1

Numpy uses a view object to minimize memory copying. The code below slices the original ndarray using index list. The result is None, which means arr[ [0, 3] ] is allocated its own memory.

arr = np.arange(5)
print(arr[ [0, 3] ].base)

In case of range slicing, arr[0:2] returns a view pointing to original ndarray ([0 1 2 3 4])

print(arr[ 0:2 ].base)

In case of 2D slicing, it works differently than I expected None to be printed out.

arr = np.array([
    [0, 1, 2],
    [3, 4, 5],
    [6, 7, 8],
])

print(arr[  : , [0, 2] ].base )
[[0 3 6]
 [2 5 8]]

I wonder why None wasn't returned and why shape of base wasn't (3, 2).

1 Answers1

1
In [205]: arr = np.array([
     ...:     [0, 1, 2],
     ...:     [3, 4, 5],
     ...:     [6, 7, 8],
     ...: ])
     ...: 
     ...: arr[  : , [0, 2] ]
Out[205]: 
array([[0, 2],
       [3, 5],
       [6, 8]])

The array indexing does what we expect. It's just the base that's different.

In [206]: _.base
Out[206]: 
array([[0, 3, 6],
       [2, 5, 8]])

I think this base gives clues as to the underlying process of the indexing. It made a copy with the [0,2] advanced indexing, and performed some sort of transpose to return the desired array.

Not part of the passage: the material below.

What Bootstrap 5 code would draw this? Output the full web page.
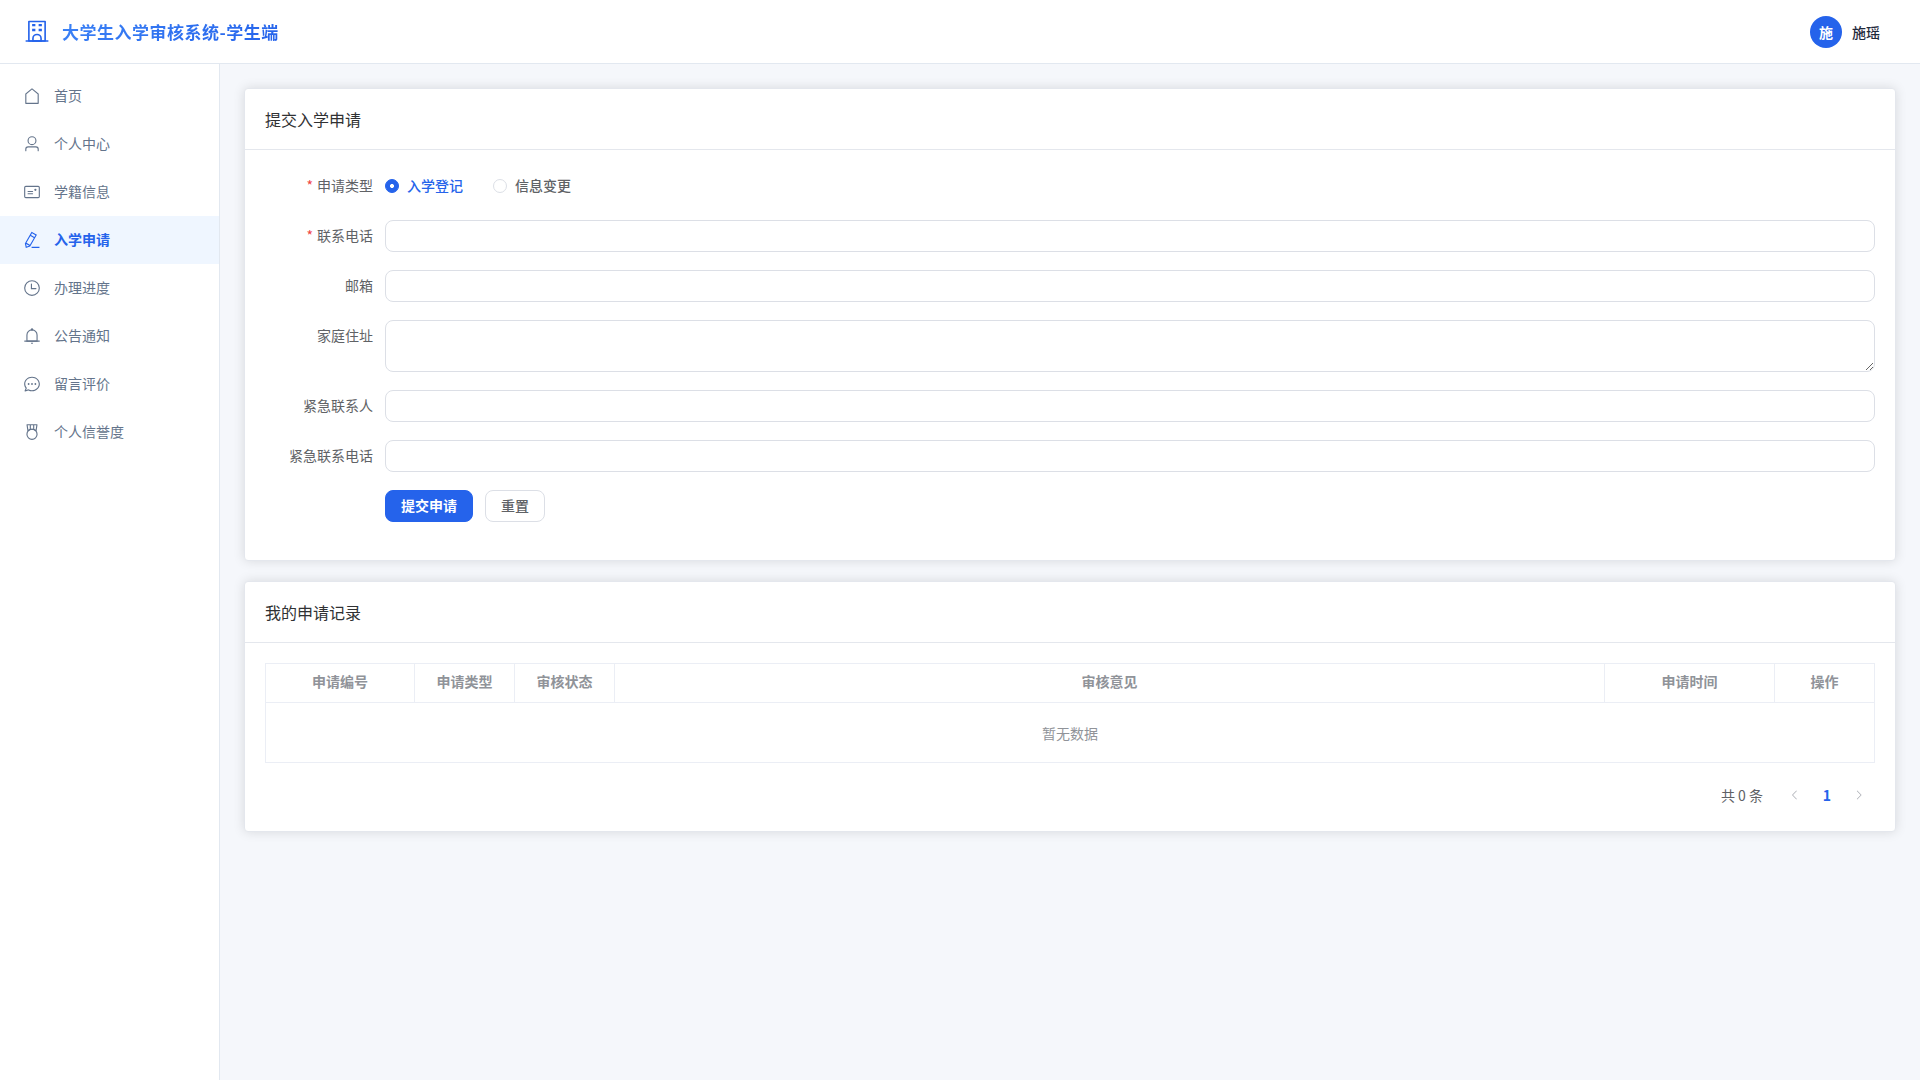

I haven't paid whole lot of attention to base. If there's doubt about whether something is a view or not, I like to compare the __array_interface__ .

Usually it's enough to know that the data value is clearly different (and not just an offset).

In [209]: arr.__array_interface__
Out[209]: 
{'data': (38026368, False),
 'strides': None,
 'descr': [('', '<i8')],
 'typestr': '<i8',
 'shape': (3, 3),
 'version': 3}
In [210]: arr[  : , [0, 2] ].__array_interface__
Out[210]: 
{'data': (38386288, False),
 'strides': (8, 24),
 'descr': [('', '<i8')],
 'typestr': '<i8',
 'shape': (3, 2),
 'version': 3}

Looking further at the strides:

In [218]: arr.strides
Out[218]: (24, 8)
In [219]: arr[:,[0,2]].strides
Out[219]: (8, 24)
In [220]: arr[:,[0,2]].copy().strides
Out[220]: (16, 8)

arr strides is (3*8, 8), since stepping to the next row means skipping 3 column values. But the indexed strides are reversed, which is what I'd expect from the transpose of its base. The full copy is (2*8,8) reflecting the 2 column shape.

So here base is revealing details of the indexing process. I haven't noticed those before, and I've been using numpy for quite some time.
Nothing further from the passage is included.